### [Exercise objective]
Go through the entries below and copy each line containing the word "styles".

### [Recorded data]
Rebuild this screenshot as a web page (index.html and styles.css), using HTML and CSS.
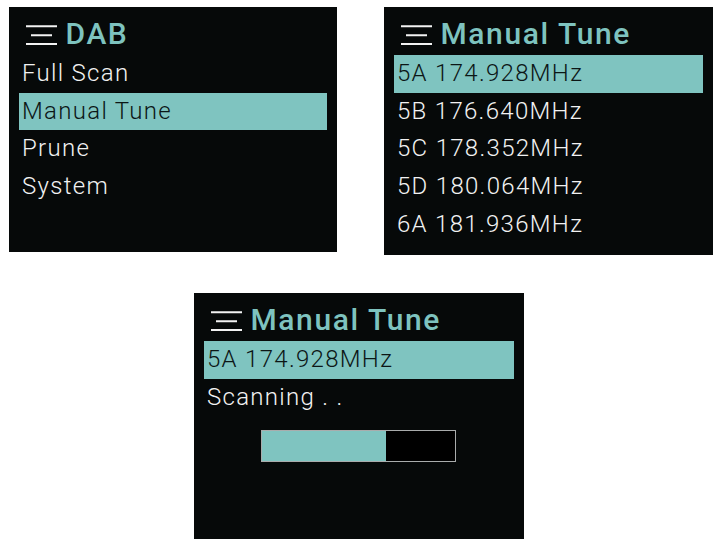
* * *
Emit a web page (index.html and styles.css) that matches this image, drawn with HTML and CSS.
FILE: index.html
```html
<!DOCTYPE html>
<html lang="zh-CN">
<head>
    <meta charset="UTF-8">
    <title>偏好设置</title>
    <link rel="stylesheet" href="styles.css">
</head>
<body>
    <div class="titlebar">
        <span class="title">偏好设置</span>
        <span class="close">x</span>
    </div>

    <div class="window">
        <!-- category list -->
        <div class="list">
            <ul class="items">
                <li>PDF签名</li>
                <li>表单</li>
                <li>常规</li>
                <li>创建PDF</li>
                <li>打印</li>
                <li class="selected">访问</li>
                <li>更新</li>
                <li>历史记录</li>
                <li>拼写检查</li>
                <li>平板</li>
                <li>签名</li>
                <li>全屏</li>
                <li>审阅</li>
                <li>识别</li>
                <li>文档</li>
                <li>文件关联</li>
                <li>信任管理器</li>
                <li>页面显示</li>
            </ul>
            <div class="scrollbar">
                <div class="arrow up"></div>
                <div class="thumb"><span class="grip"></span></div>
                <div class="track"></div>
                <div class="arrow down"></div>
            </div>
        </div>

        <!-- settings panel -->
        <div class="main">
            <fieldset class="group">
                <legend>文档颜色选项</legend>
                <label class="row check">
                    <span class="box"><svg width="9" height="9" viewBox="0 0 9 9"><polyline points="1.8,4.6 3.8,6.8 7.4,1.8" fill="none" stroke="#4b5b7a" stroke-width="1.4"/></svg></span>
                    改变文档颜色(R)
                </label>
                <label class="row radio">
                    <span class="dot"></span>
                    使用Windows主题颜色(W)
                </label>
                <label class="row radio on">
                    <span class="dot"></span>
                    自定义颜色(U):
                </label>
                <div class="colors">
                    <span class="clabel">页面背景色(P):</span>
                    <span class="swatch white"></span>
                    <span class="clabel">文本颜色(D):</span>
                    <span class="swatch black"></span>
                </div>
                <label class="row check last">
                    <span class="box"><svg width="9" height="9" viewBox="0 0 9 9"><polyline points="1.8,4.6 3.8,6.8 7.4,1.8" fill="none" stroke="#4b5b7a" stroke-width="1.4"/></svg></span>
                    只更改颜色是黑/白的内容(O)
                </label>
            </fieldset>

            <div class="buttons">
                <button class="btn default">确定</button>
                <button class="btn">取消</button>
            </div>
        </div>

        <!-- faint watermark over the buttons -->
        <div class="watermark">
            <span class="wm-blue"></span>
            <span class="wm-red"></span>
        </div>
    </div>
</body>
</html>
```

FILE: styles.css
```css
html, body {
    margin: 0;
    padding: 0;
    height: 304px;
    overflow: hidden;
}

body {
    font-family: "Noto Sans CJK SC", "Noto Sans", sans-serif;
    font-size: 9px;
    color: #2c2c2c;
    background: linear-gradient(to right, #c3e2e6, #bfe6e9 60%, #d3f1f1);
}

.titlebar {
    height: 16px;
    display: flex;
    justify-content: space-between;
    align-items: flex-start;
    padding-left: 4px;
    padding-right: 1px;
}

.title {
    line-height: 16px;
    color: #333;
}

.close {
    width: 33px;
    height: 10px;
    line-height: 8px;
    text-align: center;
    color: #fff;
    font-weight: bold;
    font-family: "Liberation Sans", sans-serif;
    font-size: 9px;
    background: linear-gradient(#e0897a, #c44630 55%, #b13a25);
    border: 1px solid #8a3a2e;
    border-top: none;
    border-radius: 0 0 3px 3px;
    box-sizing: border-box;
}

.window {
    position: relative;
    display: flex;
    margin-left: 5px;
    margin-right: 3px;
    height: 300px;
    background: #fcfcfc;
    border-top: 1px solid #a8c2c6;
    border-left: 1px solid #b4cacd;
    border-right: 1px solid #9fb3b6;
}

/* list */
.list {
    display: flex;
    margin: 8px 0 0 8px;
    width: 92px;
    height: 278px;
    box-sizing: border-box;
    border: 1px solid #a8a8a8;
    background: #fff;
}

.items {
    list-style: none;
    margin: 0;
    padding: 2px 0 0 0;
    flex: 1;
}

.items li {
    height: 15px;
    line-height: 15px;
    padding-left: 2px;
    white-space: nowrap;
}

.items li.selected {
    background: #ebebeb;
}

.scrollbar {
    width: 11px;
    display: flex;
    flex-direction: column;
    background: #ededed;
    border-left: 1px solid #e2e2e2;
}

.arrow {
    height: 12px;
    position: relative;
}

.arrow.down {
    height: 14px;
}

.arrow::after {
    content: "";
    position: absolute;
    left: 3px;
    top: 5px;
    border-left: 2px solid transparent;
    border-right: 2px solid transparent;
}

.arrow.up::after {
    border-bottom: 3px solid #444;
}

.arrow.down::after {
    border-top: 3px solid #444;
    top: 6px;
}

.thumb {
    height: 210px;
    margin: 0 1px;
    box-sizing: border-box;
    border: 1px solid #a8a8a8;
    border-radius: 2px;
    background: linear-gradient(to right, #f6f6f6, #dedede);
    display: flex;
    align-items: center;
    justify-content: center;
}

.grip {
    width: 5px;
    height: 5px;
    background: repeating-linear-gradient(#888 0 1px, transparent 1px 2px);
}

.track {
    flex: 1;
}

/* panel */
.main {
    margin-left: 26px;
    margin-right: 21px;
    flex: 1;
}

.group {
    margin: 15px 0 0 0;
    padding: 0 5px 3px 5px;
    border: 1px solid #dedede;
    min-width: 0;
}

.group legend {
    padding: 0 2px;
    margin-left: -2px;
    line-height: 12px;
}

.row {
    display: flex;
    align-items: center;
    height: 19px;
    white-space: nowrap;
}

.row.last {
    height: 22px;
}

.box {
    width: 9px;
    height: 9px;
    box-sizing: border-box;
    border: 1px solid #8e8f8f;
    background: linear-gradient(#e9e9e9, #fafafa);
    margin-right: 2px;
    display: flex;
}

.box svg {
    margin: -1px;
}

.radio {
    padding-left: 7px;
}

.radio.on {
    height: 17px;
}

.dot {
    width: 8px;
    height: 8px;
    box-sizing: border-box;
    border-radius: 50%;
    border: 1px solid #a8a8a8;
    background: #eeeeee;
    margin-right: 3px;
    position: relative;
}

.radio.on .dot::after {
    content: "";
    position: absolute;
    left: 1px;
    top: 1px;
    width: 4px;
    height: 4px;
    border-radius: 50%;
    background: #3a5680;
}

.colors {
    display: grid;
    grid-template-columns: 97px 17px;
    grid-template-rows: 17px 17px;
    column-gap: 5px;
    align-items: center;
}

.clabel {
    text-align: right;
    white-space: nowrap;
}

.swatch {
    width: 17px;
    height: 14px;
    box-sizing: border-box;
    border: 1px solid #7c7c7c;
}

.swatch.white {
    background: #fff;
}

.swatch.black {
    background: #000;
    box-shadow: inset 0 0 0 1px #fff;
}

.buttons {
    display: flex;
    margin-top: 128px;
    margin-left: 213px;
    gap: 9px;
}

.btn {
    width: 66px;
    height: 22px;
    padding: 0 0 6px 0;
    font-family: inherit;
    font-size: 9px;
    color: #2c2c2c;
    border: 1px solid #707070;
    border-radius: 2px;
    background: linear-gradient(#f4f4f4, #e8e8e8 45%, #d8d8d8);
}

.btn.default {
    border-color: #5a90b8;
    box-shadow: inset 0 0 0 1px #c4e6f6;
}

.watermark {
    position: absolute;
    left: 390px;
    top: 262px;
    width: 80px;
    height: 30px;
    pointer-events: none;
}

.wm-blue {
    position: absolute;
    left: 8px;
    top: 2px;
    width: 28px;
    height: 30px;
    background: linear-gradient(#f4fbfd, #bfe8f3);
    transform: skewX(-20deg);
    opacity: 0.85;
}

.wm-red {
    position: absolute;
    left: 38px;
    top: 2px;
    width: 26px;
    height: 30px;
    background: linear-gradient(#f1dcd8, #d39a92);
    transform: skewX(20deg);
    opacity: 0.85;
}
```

### [Response for this exercise]
Rebuild this screenshot as a web page (index.html and styles.css), using HTML and CSS.
Emit a web page (index.html and styles.css) that matches this image, drawn with HTML and CSS.
    <link rel="stylesheet" href="styles.css">
FILE: styles.css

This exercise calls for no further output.